Your brand's reputation can affect its bottom line. Brand equity, or how the public perceives your brand—separate from its goods and services—can impact revenue and the overall value of your business. That makes managing brand equity a crucial part of your marketing strategy.
Brands vs. brand equity
A brand is much more than just the products or services a company sells. It's also a way for consumers to differentiate goods from those of competitors. Wrapped up in a brand are all the ways it identifies itself, such as product names, logos, or distinctive colors. For example, Honda has brands in the names Honda and Accord, each of which have separate reputations in the public eye. The Pepsi brand is instantly recognizable by its red, white, and blue color palette.
Brand equity, on the other hand, is the value a brand brings to a company once it becomes widely recognized by customers. If a consumer would choose a generic product over a branded one, the brand has a negative brand equity, and vice versa. Positive brand equity often results in increased customer loyalty, which is when a consumer is willing to pay a premium for a brand they prefer.
For example, people with brand loyalty to Campbell's Soup believe that it tastes better or has more beneficial qualities than soup of similar price. People who always buy a Mercedes believe they are of higher quality than BMWs or Cadillacs. This is one reason why brands, particularly luxury ones, so rigorously defend their trademarks and public image.
Ways of building brand equity
Positive brand equity is not created overnight but rather is developed over time by:
- Developing a quality product or offering excellent customer service.
- Engaging in an effective marketing plan. You can have the best product, brand name, and logo ever, but that won't build brand equity if your potential customers don't know about them.
- Creating a memorable brand name or logo.
- Protecting the brand with appropriate copyright or trademark registration.
Measuring brand equity
While no one doubts the existence of brand equity, quantifying it is another matter. Some marketing organizations lean toward a customer-based measurement, which focuses on aspects such as customer loyalty and consumer awareness, recognition, and opinion of the brand.
Others use a measurement model that emphasizes factors such as:
- The proportion of sales attributed to the brand recognition
- Comparing the price of the product to the price of other brands or generics
- The brand's market share for its product or industry
Still others use a combination of these approaches or more complex methods that analyze stock performance, projected profits, total company value relative to tangible and intangible assets, and various other factors.
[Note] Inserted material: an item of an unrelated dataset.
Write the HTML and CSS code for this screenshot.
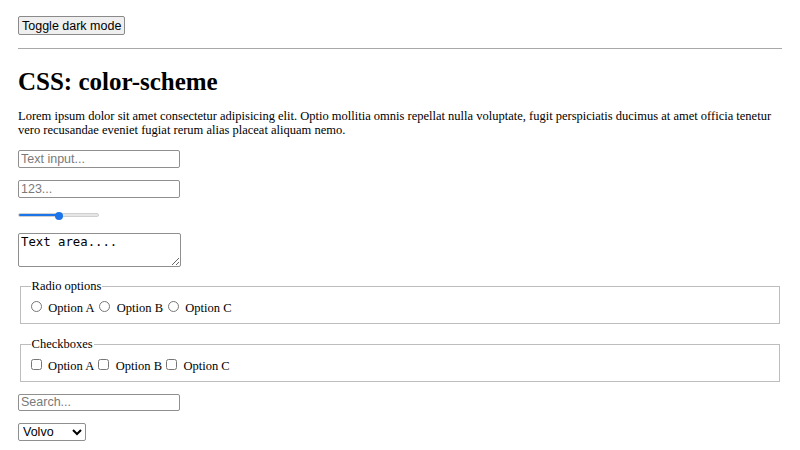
FILE: index.html
```html
<!DOCTYPE html>
<html>
<head>
<meta charset="utf-8">
<link rel="stylesheet" href="styles.css">
</head>
<body class="page">
<div class="bar"><button class="toggle">Toggle dark mode</button></div>
<hr class="rule">
<h1 class="title">CSS: color-scheme</h1>
<p class="intro">Lorem ipsum dolor sit amet consectetur adipisicing elit. Optio mollitia omnis repellat nulla voluptate, fugit perspiciatis ducimus at amet officia tenetur vero recusandae eveniet fugiat rerum alias placeat aliquam nemo.</p>
<div class="row"><input class="field" type="text" placeholder="Text input..."></div>
<div class="row"><input class="field" type="number" placeholder="123..."></div>
<div class="row"><input class="range" type="range" value="50" style="--fill: 50%"></div>
<div class="row"><textarea class="area">Text area....</textarea></div>
<fieldset class="group">
<legend class="legend">Radio options</legend>
<div class="line"><input class="choice radio" type="radio" name="r" id="ra"> <label for="ra">Option A</label><input class="choice radio" type="radio" name="r" id="rb"> <label for="rb">Option B</label><input class="choice radio" type="radio" name="r" id="rc"> <label for="rc">Option C</label></div>
</fieldset>
<fieldset class="group group-tight">
<legend class="legend">Checkboxes</legend>
<div class="line"><input class="choice check" type="checkbox" id="ca"> <label for="ca">Option A</label><input class="choice check" type="checkbox" id="cb"> <label for="cb">Option B</label><input class="choice check" type="checkbox" id="cc"> <label for="cc">Option C</label></div>
</fieldset>
<div class="row"><input class="field" type="search" placeholder="Search..."></div>
<div class="row"><select class="pick"><option>Volvo</option><option>Saab</option><option>Mercedes</option></select></div>
</body>
</html>
```
FILE: styles.css
```css
html { background: #fff; }
.page {
  margin: 0;
  padding: 16px 18px;
  font-family: "Liberation Serif", "Times New Roman", serif;
  font-size: 12.5px;
  color: #000;
}
.bar { height: 19px; }
.toggle {
  display: block;
  box-sizing: border-box;
  height: 19px;
  padding: 0 3px;
  font-family: "Liberation Sans", Arial, sans-serif;
  font-size: 12.5px;
  color: #000;
  background: #efefef;
  border: 1px solid #8a8a8a;
  border-radius: 2px;
}
.rule {
  margin: 13px 0 0;
  height: 0;
  border: 0;
  border-top: 1px solid #a8a8a8;
}
.title {
  margin: 19px 0 12.5px;
  font-size: 25px;
  line-height: normal;
}
.intro {
  margin: 0 0 12.5px;
  line-height: 14.7px;
}
.row { margin: 0 0 12px; }
.field {
  display: block;
  box-sizing: border-box;
  width: 162px;
  height: 17.6px;
  padding: 0 2px;
  font-family: "Liberation Sans", Arial, sans-serif;
  font-size: 12.5px;
  border: 1px solid #8f8f8f;
  border-radius: 2px;
  background: #fff;
}
.field::placeholder { color: #7a7a7a; }
.range {
  display: block;
  -webkit-appearance: none;
  appearance: none;
  width: 81px;
  height: 11px;
  margin: 0;
  background: transparent;
}
.range::-webkit-slider-runnable-track {
  height: 4px;
  border-radius: 2px;
  background: linear-gradient(to right, #1b74e8 var(--fill), #e6e6e6 var(--fill));
  border: 0.5px solid #cfcfcf;
}
.range::-webkit-slider-thumb {
  -webkit-appearance: none;
  width: 8px;
  height: 8px;
  margin-top: -2px;
  border-radius: 50%;
  background: #1b74e8;
  border: 0;
}
.area {
  display: block;
  box-sizing: border-box;
  width: 163px;
  height: 34px;
  padding: 1px 2px;
  font-family: "DejaVu Sans Mono", monospace;
  font-size: 12.3px;
  border: 1px solid #8f8f8f;
  border-radius: 2px;
}
.group {
  margin: 0 1.6px 13px;
  padding: 4px 10px 7.5px;
  border: 1px solid #bdbdbd;
}
.group-tight {
  margin-bottom: 12px;
  padding-bottom: 6.5px;
}
.legend { padding: 0 1px; }
.line { line-height: normal; }
.choice {
  width: 11px;
  height: 11px;
  vertical-align: baseline;
}
.radio { margin: 3px 3.6px 0 4.6px; }
.check { margin: 3px 3.4px 2.4px 4px; }
.choice:first-child { margin-left: 0; }
.pick {
  display: block;
  box-sizing: border-box;
  width: 68px;
  height: 17.6px;
  padding: 0;
  font-family: "Liberation Sans", Arial, sans-serif;
  font-size: 12.5px;
  border: 1px solid #8f8f8f;
  border-radius: 2px;
  background: #fff;
  color: #000;
}
```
However, many of the factors used are vague and intangible and, just like with celebrity endorsements and event sponsorships, there is no universally accepted method for measurement. On top of that, many measurement models are created by marketing consulting firms, which are in the business of charging companies for conducting consumer marketing surveys and so may have an interest in manipulating the perceived value of a company's brand equity.
Managing brand equity
Once brand equity is established, it needs to be managed in order to maintain or increase its value. The stability of the brand recognition may need to be balanced with changing markets, consumer attitudes, government regulations, and other factors. In some situations, efforts may be needed to revitalize the brand or even to rebrand a product.
Once established for an existing product, brand equity can be managed to extend brand recognition to new ones.
For example, once Whirlpool established its brand for clothes washers and dryers, it expanded the brand to ovens, dishwashers, and microwave ovens.
If consumers develop a negative impression of the company or product, a brand's equity could be negative, decreasing both sales and the value of the company. This might happen in the event of unfavorable media attention, such as from a highly publicized lawsuit against the company, repeated product recalls, or cybersecurity breaches. For example, widely publicized concerns about the privacy of personal information led to many users canceling their Facebook accounts.
It can takes years to establish a reputation with consumers, although it's easier today than it's ever been. Focusing on consumer satisfaction and quality goods goes a long way towards building positive brand equity and even making your company more attractive to buyers or investors.